According to the report, The Experts’ human resources manager called Alexis’ mother, who said her son “has been paranoid and this was not the first episode he had experienced.”

But after Alexis was called back to Washington, The Experts concluded the information on Alexis was based on rumor and innuendo and thus restored his access.

“For decades, the department has approached security from a perimeter perspective,” said Paul Stockton, former Pentagon assistant secretary for homeland defense and one of the authors of the independent review. “That approach is outmoded, it’s broken, and the department needs to replace it.”

“The reviews identified troubling gaps in DoD’s (Defense Department’s) ability to detect, prevent and respond to instances where someone working for us, a government employee, member of our military, or a contractor, decides to inflict harm on this institution and its people,” Hagel told reporters.

“There is a gaping hole in the current security clearance process that has enabled people who exhibit obvious signs of high-risk behavior to remain undetected,” said Sen.

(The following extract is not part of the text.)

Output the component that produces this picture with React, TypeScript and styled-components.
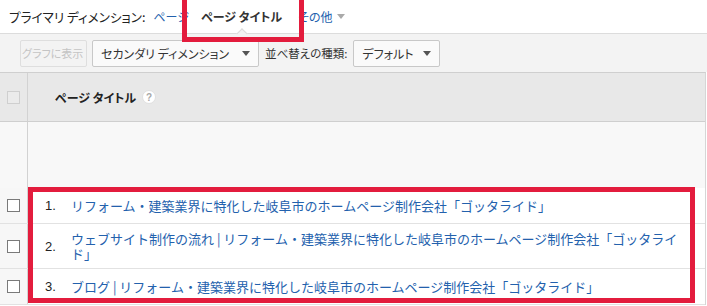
import React from 'react';
import styled, { createGlobalStyle } from 'styled-components';

const GlobalStyle = createGlobalStyle`
	html, body {
		margin: 0;
		padding: 0;
		background: #fff;
	}
	body {
		font-family: "Noto Sans CJK JP", "Noto Sans", sans-serif;
		color: #222;
	}
`;

const RED = '#e31c3d';
const LINK = '#2361ad';

const Page = styled.div`
	width: 707px;
	height: 306px;
	overflow: hidden;
	background: #fff;
`;

const DimensionBar = styled.div`
	display: flex;
	align-items: center;
	height: 34px;
	padding-left: 9px;
	border-bottom: 1px solid #dcdcdc;
	font-size: 12px;
	font-feature-settings: 'palt';
	box-sizing: border-box;
`;

const Label = styled.span`
	color: #222;
	font-size: 12.6px;
	margin-right: 8px;
`;

const DimLink = styled.a`
	color: ${LINK};
	cursor: pointer;
	display: inline-flex;
	align-items: center;
	gap: 4px;
`;

const ActiveTab = styled.span`
	position: relative;
	display: inline-flex;
	align-items: center;
	height: 34px;
	margin: 0 16px 0 12px;
	font-weight: bold;
	color: #333;

	/* small notch under the active tab */
	&::before {
		content: '';
		position: absolute;
		left: 50%;
		bottom: -1px;
		width: 7px;
		height: 7px;
		margin-left: -4px;
		background: #f3f3f3;
		border-left: 1px solid #dcdcdc;
		border-top: 1px solid #dcdcdc;
		transform: rotate(45deg) translate(2px, 2px);
	}

	/* red highlight drawn over the tab */
	&::after {
		content: '';
		position: absolute;
		top: -13px;
		bottom: -8px;
		left: -19px;
		right: -22px;
		border: 5px solid ${RED};
	}
`;

const Caret = styled.span<{ $color?: string }>`
	display: inline-block;
	width: 0;
	height: 0;
	border-left: 4px solid transparent;
	border-right: 4px solid transparent;
	border-top: 5px solid ${p => p.$color ?? '#999'};
`;

const Toolbar = styled.div`
	display: flex;
	align-items: center;
	height: 38px;
	padding-left: 20px;
	background: #f3f3f3;
	font-size: 12px;
	font-feature-settings: 'palt';
	box-sizing: border-box;
`;

const ToolButton = styled.button<{ $disabled?: boolean; $width: number }>`
	display: inline-flex;
	align-items: center;
	justify-content: space-between;
	flex: 0 0 auto;
	width: ${p => p.$width}px;
	height: 27px;
	padding: 0 ${p => (p.$disabled ? 1 : 8)}px;
	margin-right: 5px;
	border: 1px solid ${p => (p.$disabled ? '#dedede' : '#c8c8c8')};
	border-radius: 2px;
	background: ${p => (p.$disabled ? '#f3f3f3' : '#fafafa')};
	color: ${p => (p.$disabled ? '#c4c4c4' : '#333')};
	font: inherit;
	font-size: ${p => (p.$disabled ? 11 : 12)}px;
	white-space: nowrap;
	box-sizing: border-box;
	cursor: ${p => (p.$disabled ? 'default' : 'pointer')};
`;

const ToolLabel = styled.span`
	color: #333;
	font-size: 11.5px;
	white-space: nowrap;
	margin: 0 6px 0 1px;
`;

const Table = styled.div`
	border-top: 1px solid #cfcfcf;
	border-right: 1px solid #d6d6d6;
	margin-right: 1px;
`;

const Row = styled.div<{ $bg?: string; $height?: number }>`
	display: grid;
	grid-template-columns: 28px 1fr;
	min-height: ${p => p.$height ?? 36}px;
	background: ${p => p.$bg ?? '#fff'};
	box-sizing: border-box;
`;

const HeaderRow = styled(Row)`
	border-bottom: 1px solid #cfcfcf;
`;

const DataRow = styled(Row)`
	border-bottom: 1px solid #e2e2e2;
`;

const CheckCell = styled.div<{ $bg?: string }>`
	display: flex;
	align-items: center;
	justify-content: center;
	border-right: 1px solid #d2d2d2;
	background: ${p => p.$bg ?? '#f7f7f7'};
`;

const CheckBox = styled.span<{ $muted?: boolean }>`
	display: block;
	width: 11px;
	height: 11px;
	border: 1px solid ${p => (p.$muted ? '#cfcfcf' : '#7a7a7a')};
	background: ${p => (p.$muted ? '#ebebeb' : '#fff')};
	margin-left: -1px;
`;

const HeaderCell = styled.div`
	display: flex;
	align-items: center;
	gap: 6px;
	padding-left: 27px;
	font-size: 12px;
	font-weight: bold;
	font-feature-settings: 'palt';
	color: #222;
`;

const HelpIcon = styled.span`
	display: inline-flex;
	align-items: center;
	justify-content: center;
	width: 12px;
	height: 12px;
	border-radius: 50%;
	background: #fff;
	border: 1px solid #e0e0e0;
	color: #a8a8a8;
	font-size: 10px;
	font-weight: bold;
	font-family: "Liberation Sans", Arial, sans-serif;
`;

const RowGroup = styled.div`
	position: relative;

	&::after {
		content: '';
		position: absolute;
		top: -1px;
		left: 28px;
		right: 10px;
		bottom: 2px;
		border: 5px solid ${RED};
		pointer-events: none;
	}
`;

const TitleCell = styled.div`
	display: flex;
	align-items: center;
	padding: 7px 17px 7px 17px;
	font-size: 13px;
	line-height: 15px;
`;

const Index = styled.span`
	flex: 0 0 26px;
	color: #222;
	font-family: "Liberation Sans", Arial, sans-serif;
`;

const TitleLink = styled.a`
	color: ${LINK};
	cursor: pointer;
`;

const SITE = 'リフォーム・建築業界に特化した岐阜市のホームページ制作会社「ゴッタライド」';

const rows = [
	SITE,
	`ウェブサイト制作の流れ | ${SITE}`,
	`ブログ | ${SITE}`,
];

export default function App() {
	return (
		<Page>
			<GlobalStyle />
			<DimensionBar>
				<Label>プライマリ ディメンション:</Label>
				<DimLink>ページ</DimLink>
				<ActiveTab>ページ タイトル</ActiveTab>
				<DimLink>
					その他 <Caret $color="#aaa" />
				</DimLink>
			</DimensionBar>
			<Toolbar>
				<ToolButton $disabled $width={67}>グラフに表示</ToolButton>
				<ToolButton $width={167}>
					セカンダリ ディメンション <Caret $color="#555" />
				</ToolButton>
				<ToolLabel>並べ替えの種類:</ToolLabel>
				<ToolButton $width={87}>
					デフォルト <Caret $color="#555" />
				</ToolButton>
			</Toolbar>
			<Table>
				<HeaderRow $bg="#e8e8e8" $height={49}>
					<CheckCell $bg="#e8e8e8">
						<CheckBox $muted />
					</CheckCell>
					<HeaderCell>
						ページ タイトル <HelpIcon>?</HelpIcon>
					</HeaderCell>
				</HeaderRow>
				<Row $bg="#f8f8f8" $height={66}>
					<CheckCell $bg="#f8f8f8" />
					<div />
				</Row>
				<RowGroup>
					{rows.map((title, i) => (
						<DataRow key={i}>
							<CheckCell>
								<CheckBox />
							</CheckCell>
							<TitleCell>
								<Index>{i + 1}.</Index>
								<TitleLink>{title}</TitleLink>
							</TitleCell>
						</DataRow>
					))}
				</RowGroup>
			</Table>
		</Page>
	);
}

Susan Collins.

The broader reviews of the Defense Department said it should cut the number of workers who hold security clearances, conduct better and routinely updated background checks, and establish a system to evaluate and handle employees who are potential threats.

Preventing violence in the workplace must start “long before someone enters an installation with a weapon,” the internal review said.

According to Hagel, an inside threat management center will analyze the automatic record checks and “help connect the dots.” In addition, he said he will consider cutting the number of workers with clearances — currently about 2.5 million — by at least 10 percent.

Security clearances are currently reviewed every five or 10 years, depending on the clearance level.

A recent pilot program looked at nearly 3,400 Army service members, civilian workers and contractors and concluded the checks should be done more frequently after the program identified 731 people, nearly 22 percent, with previously unreported “derogatory” information—such as financial issues, domestic abuse, drug abuse or prostitution. The Army revoked the clearances of 55 people and suspended the access of 44 others.